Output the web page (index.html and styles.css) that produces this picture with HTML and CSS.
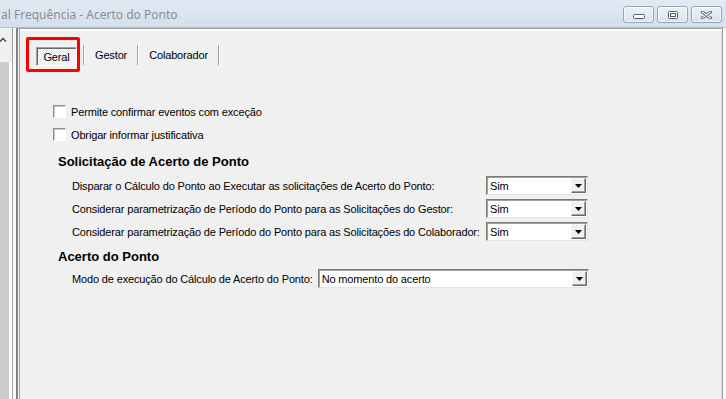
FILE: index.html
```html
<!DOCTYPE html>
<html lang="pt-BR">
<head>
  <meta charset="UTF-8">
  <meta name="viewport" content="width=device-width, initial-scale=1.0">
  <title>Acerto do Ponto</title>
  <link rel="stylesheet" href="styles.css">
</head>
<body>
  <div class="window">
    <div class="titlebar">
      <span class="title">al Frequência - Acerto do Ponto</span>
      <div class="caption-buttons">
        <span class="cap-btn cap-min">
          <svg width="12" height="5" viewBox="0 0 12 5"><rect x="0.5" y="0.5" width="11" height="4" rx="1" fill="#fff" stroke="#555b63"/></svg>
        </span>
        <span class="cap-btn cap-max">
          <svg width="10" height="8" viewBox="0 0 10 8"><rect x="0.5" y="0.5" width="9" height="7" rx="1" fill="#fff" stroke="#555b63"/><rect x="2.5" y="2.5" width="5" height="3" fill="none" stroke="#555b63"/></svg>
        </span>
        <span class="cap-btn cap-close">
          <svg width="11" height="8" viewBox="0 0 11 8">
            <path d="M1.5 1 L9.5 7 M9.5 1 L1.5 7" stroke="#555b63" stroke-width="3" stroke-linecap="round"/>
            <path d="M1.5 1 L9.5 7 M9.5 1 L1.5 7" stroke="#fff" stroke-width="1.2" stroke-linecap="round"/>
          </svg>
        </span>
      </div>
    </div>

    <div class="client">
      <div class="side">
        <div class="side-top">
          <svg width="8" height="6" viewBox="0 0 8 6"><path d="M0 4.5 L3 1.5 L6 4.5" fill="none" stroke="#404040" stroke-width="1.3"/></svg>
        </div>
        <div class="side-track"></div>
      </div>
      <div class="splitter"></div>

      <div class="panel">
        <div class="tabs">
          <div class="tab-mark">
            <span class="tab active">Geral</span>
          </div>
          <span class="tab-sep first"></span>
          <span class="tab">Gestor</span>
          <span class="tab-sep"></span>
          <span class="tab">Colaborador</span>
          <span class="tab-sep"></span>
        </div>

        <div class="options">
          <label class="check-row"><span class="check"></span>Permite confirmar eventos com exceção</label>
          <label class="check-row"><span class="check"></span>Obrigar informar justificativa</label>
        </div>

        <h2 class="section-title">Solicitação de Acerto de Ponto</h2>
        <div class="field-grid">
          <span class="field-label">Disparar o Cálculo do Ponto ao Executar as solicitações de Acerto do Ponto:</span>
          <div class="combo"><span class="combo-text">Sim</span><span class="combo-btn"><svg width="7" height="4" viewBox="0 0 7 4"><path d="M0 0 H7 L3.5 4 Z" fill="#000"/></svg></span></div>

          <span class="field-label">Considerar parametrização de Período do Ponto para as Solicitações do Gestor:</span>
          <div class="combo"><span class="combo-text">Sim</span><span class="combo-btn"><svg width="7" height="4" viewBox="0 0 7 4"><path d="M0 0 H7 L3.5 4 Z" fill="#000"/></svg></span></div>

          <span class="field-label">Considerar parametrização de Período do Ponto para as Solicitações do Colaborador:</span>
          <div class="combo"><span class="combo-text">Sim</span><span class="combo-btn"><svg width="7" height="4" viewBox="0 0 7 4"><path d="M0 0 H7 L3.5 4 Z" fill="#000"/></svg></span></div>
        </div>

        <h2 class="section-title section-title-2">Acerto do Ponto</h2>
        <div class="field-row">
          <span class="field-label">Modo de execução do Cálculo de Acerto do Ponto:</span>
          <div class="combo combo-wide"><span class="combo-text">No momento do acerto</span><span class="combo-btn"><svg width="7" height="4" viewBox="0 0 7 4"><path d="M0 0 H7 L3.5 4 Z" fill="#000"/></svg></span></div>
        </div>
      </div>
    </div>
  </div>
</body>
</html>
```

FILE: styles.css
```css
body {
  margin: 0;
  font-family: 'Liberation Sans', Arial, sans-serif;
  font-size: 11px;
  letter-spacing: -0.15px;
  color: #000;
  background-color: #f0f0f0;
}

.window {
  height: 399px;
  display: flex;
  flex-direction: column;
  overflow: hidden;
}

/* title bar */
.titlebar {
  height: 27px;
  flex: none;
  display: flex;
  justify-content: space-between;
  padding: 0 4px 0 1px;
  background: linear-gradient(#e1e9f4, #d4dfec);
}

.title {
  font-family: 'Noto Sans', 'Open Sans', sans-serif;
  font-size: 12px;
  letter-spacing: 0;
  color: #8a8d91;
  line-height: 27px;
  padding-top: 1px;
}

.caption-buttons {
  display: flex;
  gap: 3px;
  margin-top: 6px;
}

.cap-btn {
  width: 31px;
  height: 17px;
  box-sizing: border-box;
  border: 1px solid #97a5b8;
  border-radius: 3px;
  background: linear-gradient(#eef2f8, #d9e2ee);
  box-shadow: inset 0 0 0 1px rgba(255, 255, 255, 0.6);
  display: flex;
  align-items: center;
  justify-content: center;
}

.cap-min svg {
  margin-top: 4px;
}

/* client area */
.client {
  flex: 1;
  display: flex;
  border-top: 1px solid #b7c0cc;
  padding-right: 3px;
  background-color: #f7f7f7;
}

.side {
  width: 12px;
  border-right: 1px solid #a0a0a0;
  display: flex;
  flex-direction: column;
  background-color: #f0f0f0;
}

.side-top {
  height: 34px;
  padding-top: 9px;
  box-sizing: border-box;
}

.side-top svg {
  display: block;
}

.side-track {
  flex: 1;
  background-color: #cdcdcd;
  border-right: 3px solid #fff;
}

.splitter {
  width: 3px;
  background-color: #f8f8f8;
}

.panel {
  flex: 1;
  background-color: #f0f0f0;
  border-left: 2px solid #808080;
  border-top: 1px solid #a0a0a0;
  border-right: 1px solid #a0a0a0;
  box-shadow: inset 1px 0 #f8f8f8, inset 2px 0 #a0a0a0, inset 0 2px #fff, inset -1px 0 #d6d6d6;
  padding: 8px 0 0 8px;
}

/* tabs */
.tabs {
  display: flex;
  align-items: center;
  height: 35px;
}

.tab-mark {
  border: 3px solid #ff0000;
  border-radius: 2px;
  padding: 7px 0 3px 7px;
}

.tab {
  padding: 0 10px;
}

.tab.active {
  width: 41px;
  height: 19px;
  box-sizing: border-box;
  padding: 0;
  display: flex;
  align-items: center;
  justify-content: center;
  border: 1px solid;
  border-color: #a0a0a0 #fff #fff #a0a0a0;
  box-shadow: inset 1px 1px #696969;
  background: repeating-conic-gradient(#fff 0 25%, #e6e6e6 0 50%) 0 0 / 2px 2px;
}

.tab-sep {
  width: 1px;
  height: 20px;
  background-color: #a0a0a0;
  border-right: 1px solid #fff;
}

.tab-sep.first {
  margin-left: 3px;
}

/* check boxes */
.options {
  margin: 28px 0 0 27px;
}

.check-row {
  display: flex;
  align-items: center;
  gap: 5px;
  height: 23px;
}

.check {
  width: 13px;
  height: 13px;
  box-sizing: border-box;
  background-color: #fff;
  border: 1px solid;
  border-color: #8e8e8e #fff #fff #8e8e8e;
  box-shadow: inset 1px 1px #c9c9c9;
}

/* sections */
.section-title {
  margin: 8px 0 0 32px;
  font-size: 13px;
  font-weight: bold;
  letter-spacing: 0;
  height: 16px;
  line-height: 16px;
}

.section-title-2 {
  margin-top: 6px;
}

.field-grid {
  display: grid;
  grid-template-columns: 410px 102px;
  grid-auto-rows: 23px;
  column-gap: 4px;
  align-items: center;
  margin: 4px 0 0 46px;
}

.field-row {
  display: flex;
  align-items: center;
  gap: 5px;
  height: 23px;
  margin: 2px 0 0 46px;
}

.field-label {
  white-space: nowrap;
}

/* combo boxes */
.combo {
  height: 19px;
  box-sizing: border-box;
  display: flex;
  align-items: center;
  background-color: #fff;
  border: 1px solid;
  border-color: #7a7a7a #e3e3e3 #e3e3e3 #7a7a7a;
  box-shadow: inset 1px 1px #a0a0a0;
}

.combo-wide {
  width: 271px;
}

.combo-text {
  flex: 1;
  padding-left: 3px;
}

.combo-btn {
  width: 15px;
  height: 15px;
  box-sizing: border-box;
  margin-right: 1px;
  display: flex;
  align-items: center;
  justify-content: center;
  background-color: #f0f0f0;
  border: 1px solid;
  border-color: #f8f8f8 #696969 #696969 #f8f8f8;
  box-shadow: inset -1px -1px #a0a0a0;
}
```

------------

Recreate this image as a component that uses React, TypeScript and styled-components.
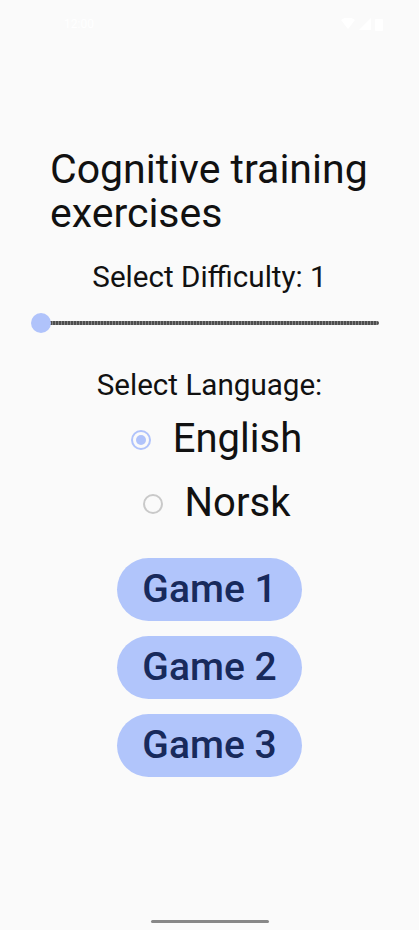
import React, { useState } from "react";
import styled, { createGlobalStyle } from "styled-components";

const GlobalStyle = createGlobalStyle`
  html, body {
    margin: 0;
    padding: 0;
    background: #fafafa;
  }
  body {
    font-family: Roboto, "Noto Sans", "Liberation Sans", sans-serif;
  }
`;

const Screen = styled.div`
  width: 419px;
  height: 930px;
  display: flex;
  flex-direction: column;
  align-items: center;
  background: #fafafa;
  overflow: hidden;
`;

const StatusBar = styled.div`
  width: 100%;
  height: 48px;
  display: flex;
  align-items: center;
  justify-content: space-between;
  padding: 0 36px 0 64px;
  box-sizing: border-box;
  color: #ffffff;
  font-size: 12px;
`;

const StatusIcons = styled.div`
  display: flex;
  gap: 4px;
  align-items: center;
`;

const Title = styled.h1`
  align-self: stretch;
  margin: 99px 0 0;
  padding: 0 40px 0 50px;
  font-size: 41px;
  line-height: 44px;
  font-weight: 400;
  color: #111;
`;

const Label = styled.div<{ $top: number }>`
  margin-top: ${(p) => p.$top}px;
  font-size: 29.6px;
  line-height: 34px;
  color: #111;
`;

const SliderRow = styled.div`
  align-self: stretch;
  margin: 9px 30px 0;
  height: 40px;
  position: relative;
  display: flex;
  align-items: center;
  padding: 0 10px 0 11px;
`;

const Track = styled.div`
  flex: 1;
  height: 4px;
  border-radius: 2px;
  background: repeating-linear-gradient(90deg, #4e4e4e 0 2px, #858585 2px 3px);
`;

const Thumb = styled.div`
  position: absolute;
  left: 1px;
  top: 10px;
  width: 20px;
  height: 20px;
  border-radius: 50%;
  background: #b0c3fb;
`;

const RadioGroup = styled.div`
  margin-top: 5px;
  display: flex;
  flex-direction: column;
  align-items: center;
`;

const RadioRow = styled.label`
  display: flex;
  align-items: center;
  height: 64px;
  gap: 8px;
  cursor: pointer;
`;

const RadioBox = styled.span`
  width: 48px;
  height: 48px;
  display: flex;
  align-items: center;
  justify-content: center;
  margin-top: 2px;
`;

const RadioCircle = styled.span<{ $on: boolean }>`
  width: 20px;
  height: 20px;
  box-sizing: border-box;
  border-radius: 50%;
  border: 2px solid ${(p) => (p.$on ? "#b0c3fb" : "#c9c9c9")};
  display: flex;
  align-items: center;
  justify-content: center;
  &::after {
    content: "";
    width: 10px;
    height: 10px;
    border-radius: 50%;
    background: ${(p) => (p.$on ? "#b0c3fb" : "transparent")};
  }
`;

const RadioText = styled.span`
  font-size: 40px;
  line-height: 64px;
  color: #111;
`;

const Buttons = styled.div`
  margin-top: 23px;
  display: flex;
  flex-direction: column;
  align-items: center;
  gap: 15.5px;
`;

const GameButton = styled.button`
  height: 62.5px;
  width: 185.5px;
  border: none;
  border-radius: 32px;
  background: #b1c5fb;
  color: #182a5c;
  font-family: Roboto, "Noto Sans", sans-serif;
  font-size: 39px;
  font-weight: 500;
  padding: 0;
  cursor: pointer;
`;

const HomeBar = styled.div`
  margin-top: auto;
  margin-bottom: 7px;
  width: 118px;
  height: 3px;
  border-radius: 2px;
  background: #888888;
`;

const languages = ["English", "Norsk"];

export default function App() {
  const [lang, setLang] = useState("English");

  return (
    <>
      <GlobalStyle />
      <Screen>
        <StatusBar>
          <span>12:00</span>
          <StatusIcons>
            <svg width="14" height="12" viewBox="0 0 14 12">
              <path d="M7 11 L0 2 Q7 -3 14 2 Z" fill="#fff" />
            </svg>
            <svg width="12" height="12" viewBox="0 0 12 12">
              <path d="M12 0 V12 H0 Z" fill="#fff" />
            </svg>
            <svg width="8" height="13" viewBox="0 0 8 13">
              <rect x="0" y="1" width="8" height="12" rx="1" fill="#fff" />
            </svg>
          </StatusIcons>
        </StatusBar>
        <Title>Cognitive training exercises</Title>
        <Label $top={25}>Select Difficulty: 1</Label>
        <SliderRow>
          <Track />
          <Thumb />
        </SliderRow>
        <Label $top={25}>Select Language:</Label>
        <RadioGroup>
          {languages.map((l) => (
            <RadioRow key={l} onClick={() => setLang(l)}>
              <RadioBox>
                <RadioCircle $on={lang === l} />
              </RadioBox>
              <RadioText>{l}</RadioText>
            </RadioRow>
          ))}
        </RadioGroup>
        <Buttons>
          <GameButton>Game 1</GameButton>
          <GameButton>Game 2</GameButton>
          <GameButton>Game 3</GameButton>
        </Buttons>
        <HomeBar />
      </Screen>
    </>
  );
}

------------

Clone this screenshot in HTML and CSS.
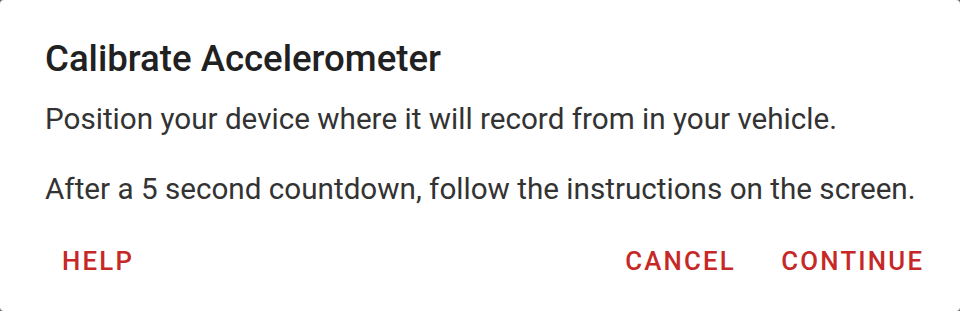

------------

*Task objective*. From the listing above, copy every line that includes the word "this".

*The solution*.
Output the web page (index.html and styles.css) that produces this picture with HTML and CSS.
Recreate this image as a component that uses React, TypeScript and styled-components.
Clone this screenshot in HTML and CSS.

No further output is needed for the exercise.